Trusting can be so difficult for us.
Our life experiences oppose trust.
The reasons are many. They echo off the walls of pastors and counselors’ offices. They fill the pages of books and journals and they are the subject of conversations over coffee between close friends.
Inside of us there are mixed messages about whether or not we should trust. The messages come from training and teaching about so many people or things we should not risk trusting. They also come from disappointments and betrayals that cause us to question whether anyone or anything is trustworthy.
It is very difficult to feel safe when we cannot trust.
At present, we live in a world where we feel increasingly unsafe. Terror lurks around the corner haunting our steps. Deceit and untruthfulness are common coins of the realm. Failed promises and guarantees leave us filled with doubt.
One of perhaps the hardest things is how often those we have deemed trustworthy turn out to not be. It happens with spouses, parents, bosses, companies, organizations, governmental officials, and even pastors.
As these things, these experiences, stack up, our mistrust grows as does our doubt and uncertainty. Gradually we find it difficult to trust even those we want to trust or those we need to trust.
Even defining what trust is becomes foggy and blurred.
Trust is defined as the firm belief in the reliability, truth, ability, or strength of someone or something.
As I was reading in Romans 10, I saw Paul shares some significant truth about what gets in the way of trust.
“But how can people call for help if they don’t know who to trust? And how can they know who to trust if they haven’t heard of the One who can be trusted?” Romans 10:14 The Message
Clearly in the context of this verse, Paul is talking about the importance of hearing the gospel and the value of being sent to preach it. Otherwise the conflicting messages disguised as truth could result in distrust.
The key to the issue of trust begins with listening and more specifically, what we are listening to.
You see, the root word for listen and obey come from the same root word. In Latin, obey would not exist without listen.
Our heart and our thoughts tend to follow what we hear or what we are listening to. Most of us would recognize we hear a lot of “junk food” for the mind, heart, and spirit. Over time, it becomes background noise, “elevator music”, but it seeps into us and can slowly erode the truth that should be guiding us.
How can we learn to take every thought captive to the obedience of Christ if what we are listening to is cluttered with static from ingesting things that are like “junk food”?

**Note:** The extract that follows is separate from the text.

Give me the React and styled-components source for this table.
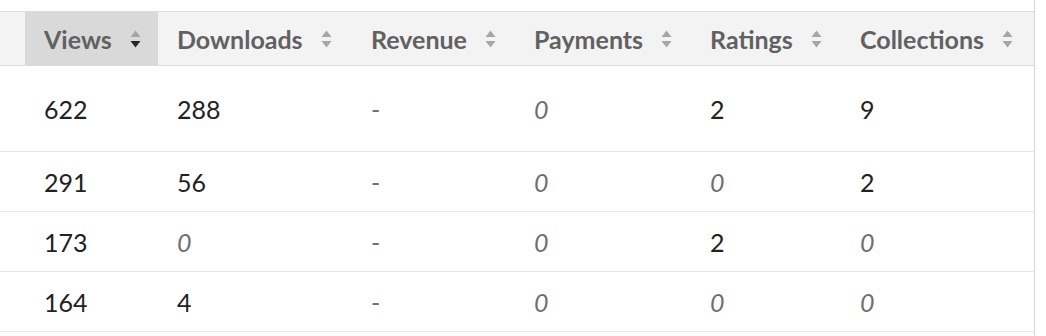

We can often say that we aren’t really listening and that might be true if we were given a quiz on the content of what we hear. The problem comes from the reality that what we hear is going through that sensory organ into our brain. Our brains can process something threatening in less than a second. Even if we cannot recollect the words or the lyrics or the music exactly, it’s all in there and potentially impacting us.
Is it any wonder that we find trust increasingly difficult?
If I am going to learn perceptive trust that helps me wisely discern what I am listening to, I need to choose a nourishing diet of truth daily that can sustain me when doubt assails me, when my world falls apart, and when I don’t know which way to turn.
It means I need to silence the voices within that have picked up lies and distortions that can play unendingly without action on our part.
We all have a tendency of replaying old tapes and these very tapes can keep us mired down and isolated from healthy relationships with others and also with God.
Listening to truth will then be what influences what I believe and act upon. It will lead me to trust wisely.
According to Adam McHugh, “A Lord who speaks truth to me is good and right; a Lord who listens to me is grace and mystery and glory.”
That is the key to building or rebuilding trust…listening to the One who is Truth.